Na saudade de conversar, não é o amor que volta. Fica o carinho a bailar, o toque de sensibilidade que nos uniu nos livros, nas canções que nos vieram ao encontro na estrada, nos poetas que emprestamos um ao outro, nos marcadores deixados na alma.

Quando vejo teu nome, nossas palavras fazem barulho dentro de mim, como a querer soltar-se e cirandar de novo ao vento, a pular, desabridas e de mãos dadas, as janelas que acabamos por deixar entreabertas...

sexta-feira, janeiro 05, 2007

Nas pétalas de um poema roubado, devolvido e compartilhado

Gosto de Cora Rónai.

Não me peçam explicações: gosto, pronto.

Não é só porque sempre admirei seu pai, Paulo Rónai, respeitadíssimo tradutor e pessoa das mais queridas no meio intelectual de sua geração.
Nem apenas porque Drummond sempre me falava bem dela, "eu vi essa menina crescer, ela é muito inteligente...".
E nem só pelas belezas que escreve.

O meu gostar tem um pouco de tudo isso e também alguns dos ingredientes que deixa escapar pelas vírgulas, reticências, exclamações: temperos simples do coração, receitas de família, guardados de gaveta recendendo a perfume com naftalina, sabores de infância... são muitas coisas. Assim que a encontro sempre com muito prazer na coluna do jornal e no blog também.

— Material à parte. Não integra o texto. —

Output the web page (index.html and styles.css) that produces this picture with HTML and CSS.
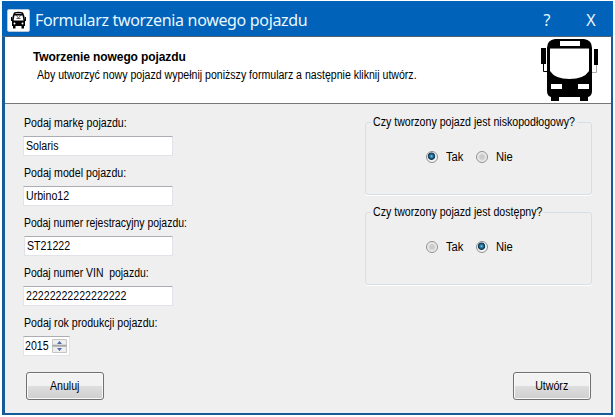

Mas essa semana Cora foi demasiado fundo, e com tanta transparência e leveza que quase não percebia chegarem-me as lágrimas com tanta força, ao vê-la contar (sim, vê-la, porque Cora se vê no papel) a história do poema roubado à chácara da sua infância.

Ocorre que Paulo Rónai e sua mulher resolveram decorar jardins, quintais, pomares e tudo que de verde havia com, imaginem, poesia pintada em doces tabuletas! Paulo escolhia, Nora pintava, e as tabuletas-poema proliferavam no caminho do verde, a iluminar o espaço da natureza. Tesouros que, como nos conta Cora, o tempo e os humores da floresta encarregaram-se de dissolver.

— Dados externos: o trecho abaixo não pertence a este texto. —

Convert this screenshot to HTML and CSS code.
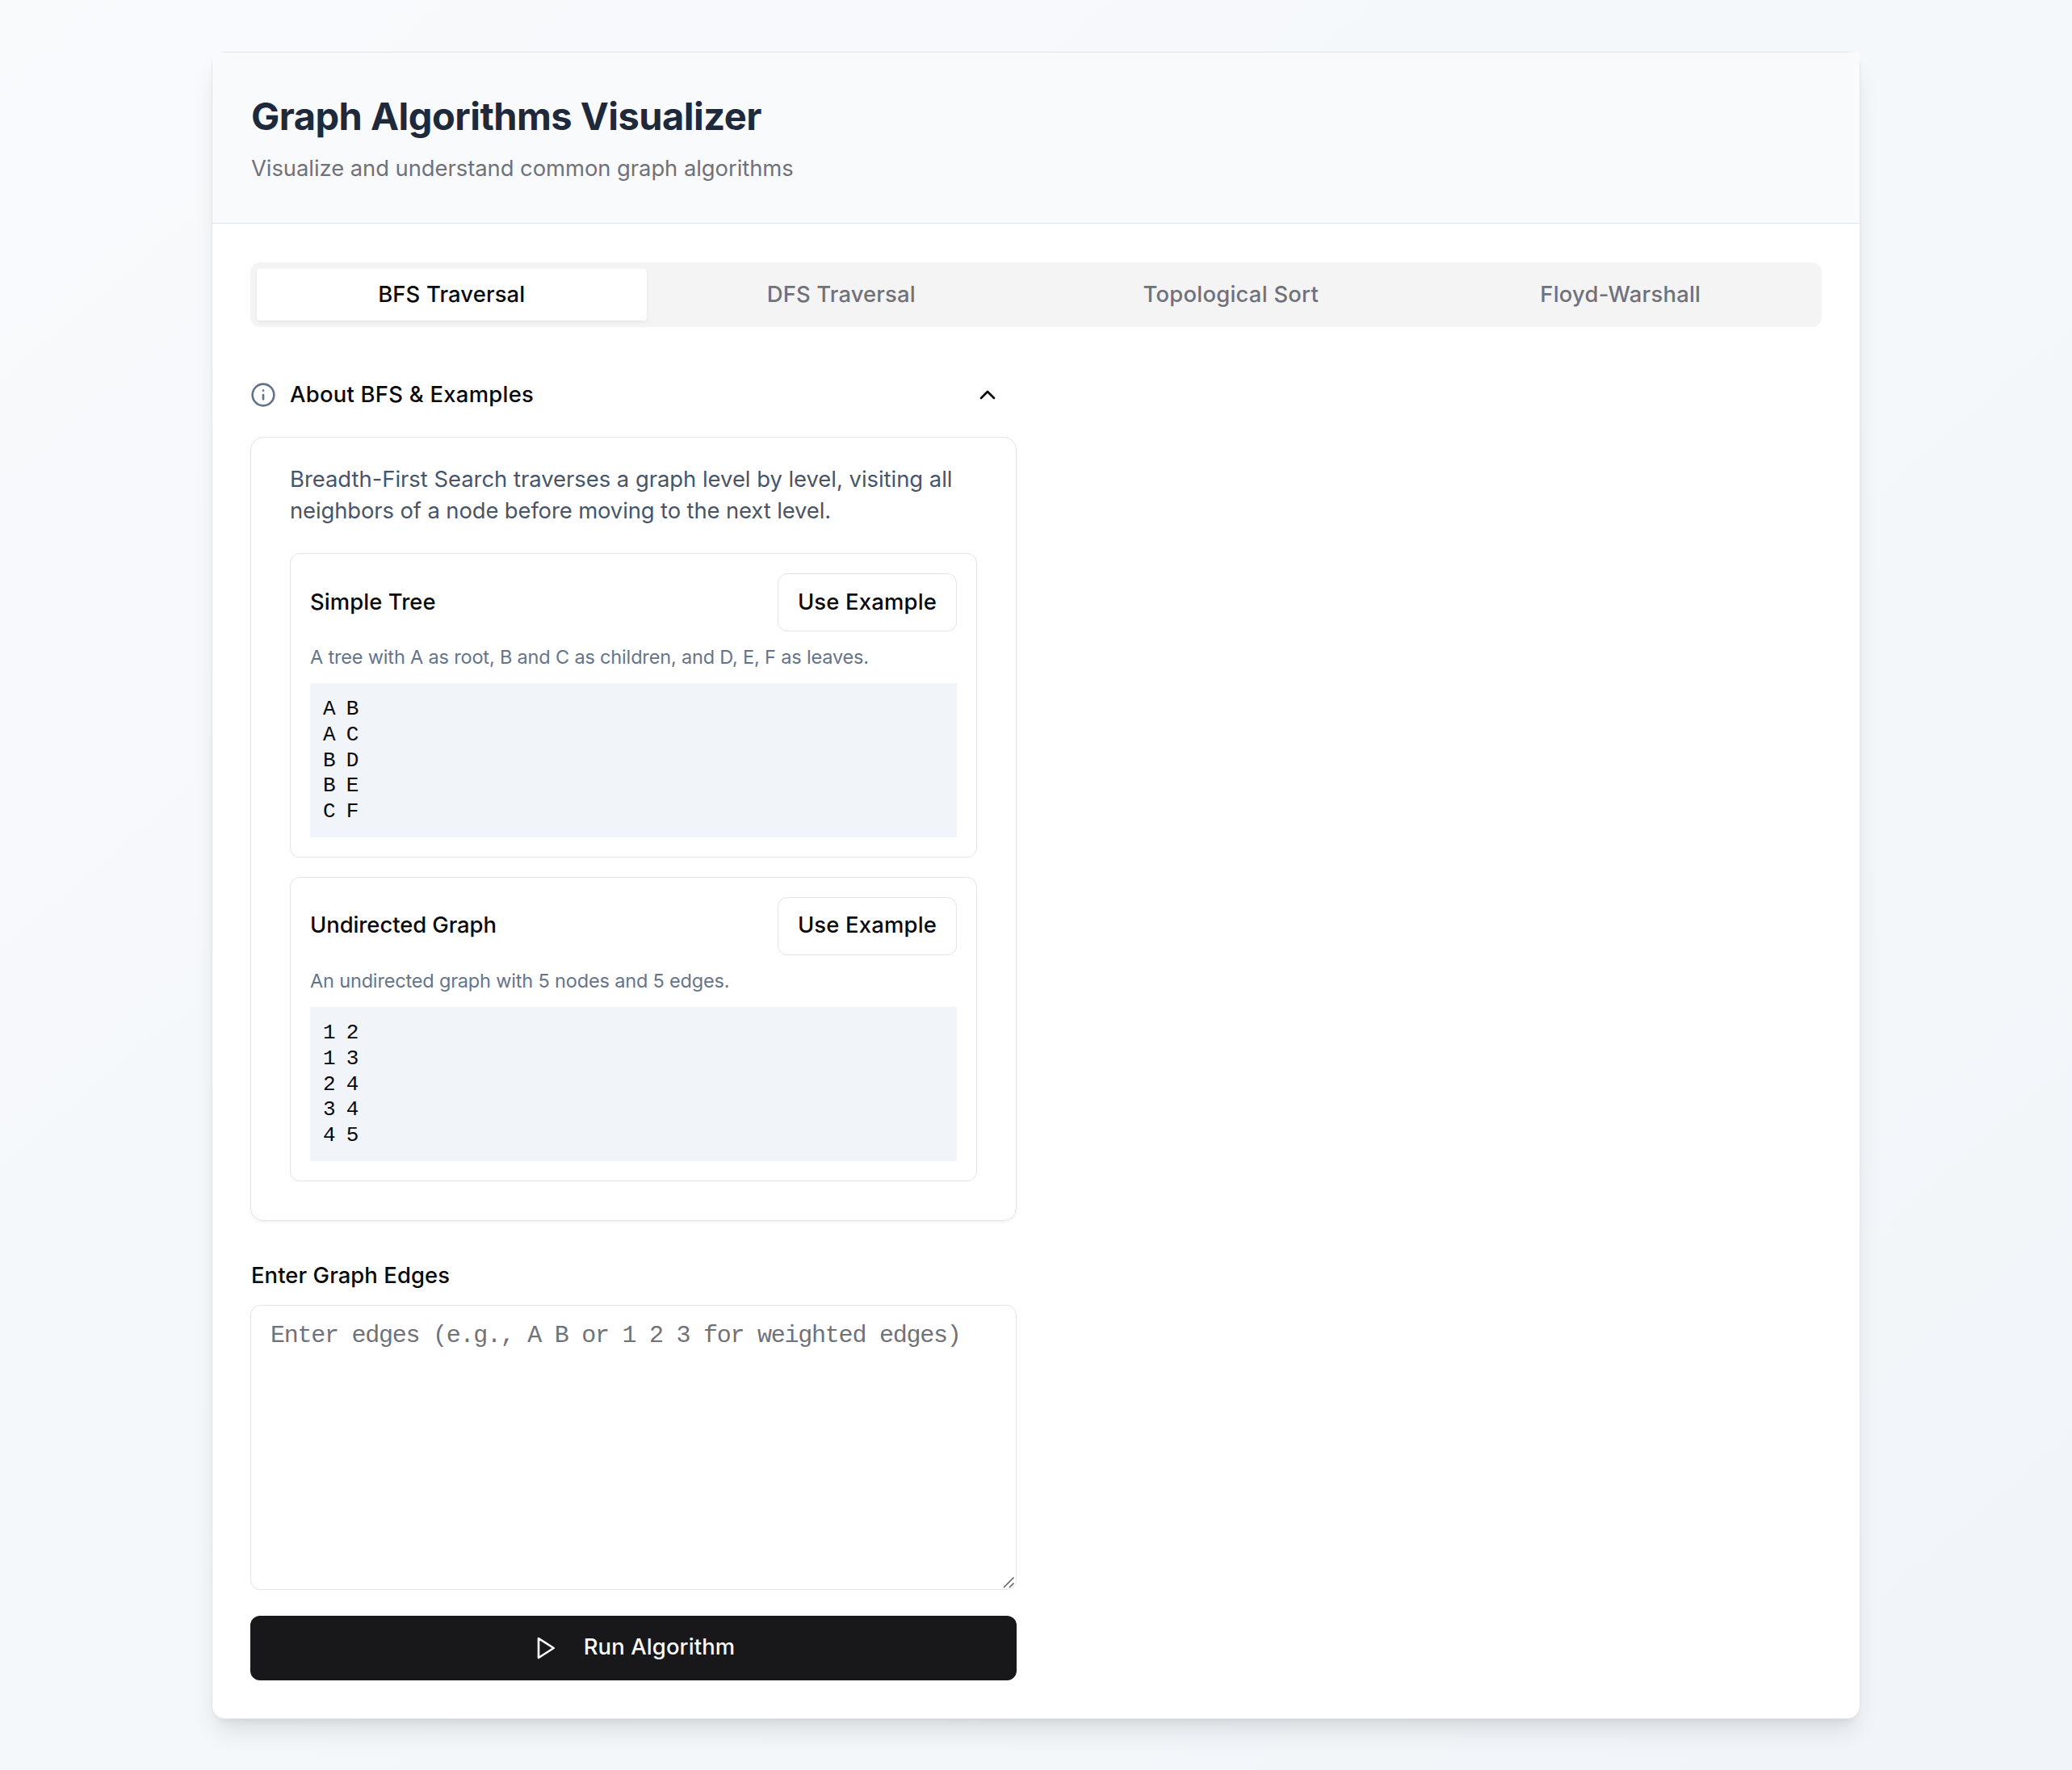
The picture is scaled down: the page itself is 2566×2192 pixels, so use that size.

Mas um deles voltou, e com as próprias pernas que o levaram, mais de 20 anos atrás.

A deliciosa crônica de Cora Rónai revela os detalhes desse insólito retorno com as melhores tonalidades da alma. A bem do melhor entendimento, peço-lhe vênia para resumir: um menino que por ali andava achou "tão bonita" a tabuleta com um poema de Cecília Meirelles, dedicado aos donos da casa, que a levou consigo... e guardou-a muito bem, creio que com respeito e carinho até, pois permaneceu intacta. Para devolver, envolveu-a num saco de lixo preto e anexou um tímido e maltraçado bilhete, no qual revela que, já homem, converteu-se a Jesus e achou mais certo devolver.

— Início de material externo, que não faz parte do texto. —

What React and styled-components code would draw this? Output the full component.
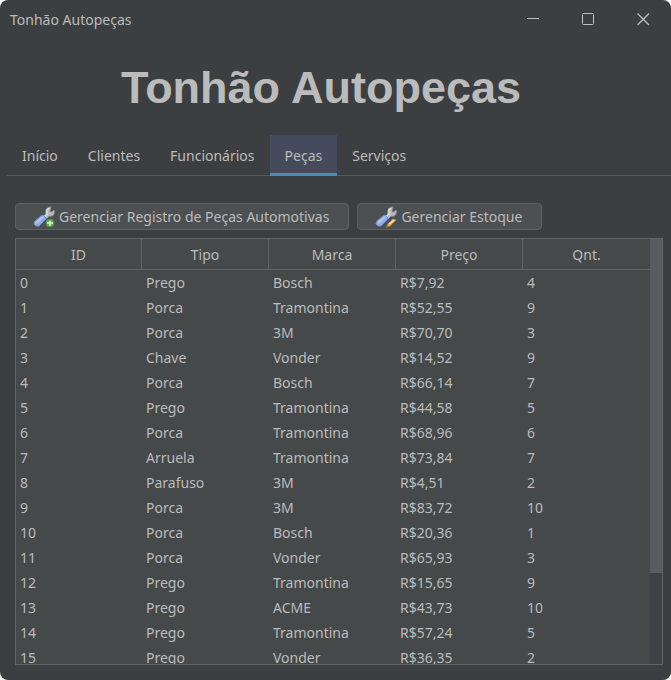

A foto que ilustra a crônica mostra a tabuleta restituída soberbamente à paisagem, decorando uma casinha de pássaros ou pombos, talvez. Veio-me forte a emoção ao percorrer a pintura do poema, feita pela mãe de Cora com a delicadeza própria do amor, com reverência e provavelmente um enorme carinho pelo inestimável presente da comadre Cecília (sim, Cora revela também ser sua afilhada). Delicadas folhas de hera formam uma guirlanda a circundar uma parede imaginária que antecipa os sinais do tempo no reboco descascado, um ar de permanência, perenidade...

Um poema assim só podia mesmo voltar para casa. Cora diz que teve vontade de abraçar o homem que o devolveu, e fala da esperança que há num mundo em que meninos roubam poemas e homens honestos os devolvem.

Penso que tem mais razão do que imagina. A esperança foi plantada quando alguém percebeu que as vozes da natureza recitariam poemas, se estes estivessem bem à mão para serem recebidos na alma. Foi multiplicada entre as crianças que cresceram na convivência natural com aquelas tabuletas sussurrantes. O vento por certo acompanhava, no contrabaixo do seu ir-e-vir, as vozes das dríades que entoavam Bandeira, Cecília, Drummond e quem mais ali estivesse. Se a chuva levou alguns, é porque foram enfeitar outro lugar... como esse da Cecília, que acabou por parar nas mãos ávidas de beleza de um menino que, afinal, deu pra alguma coisa, aprendeu sem saber com as rimas, até entender um dia que não devia ficar com algo que não lhe pertencia. Contudo, se o poema o chamou um dia, é porque talvez, de algum modo, lhe pertencesse sim... é o quinhão de esperança que lhe marcou por dentro, que lhe foi doado por obra e graça do amor que nasceu do que foi ali plantado.

E que bateu em mim. Porque eu senti, Cora, o cheiro do verde das folhas a emoldurar as palavras. Arderam-me os olhos, a alma alvoroçou-se, e eu fiquei feliz por viver num tempo em que tais histórias acontecem aos seres humanos de delicado coração.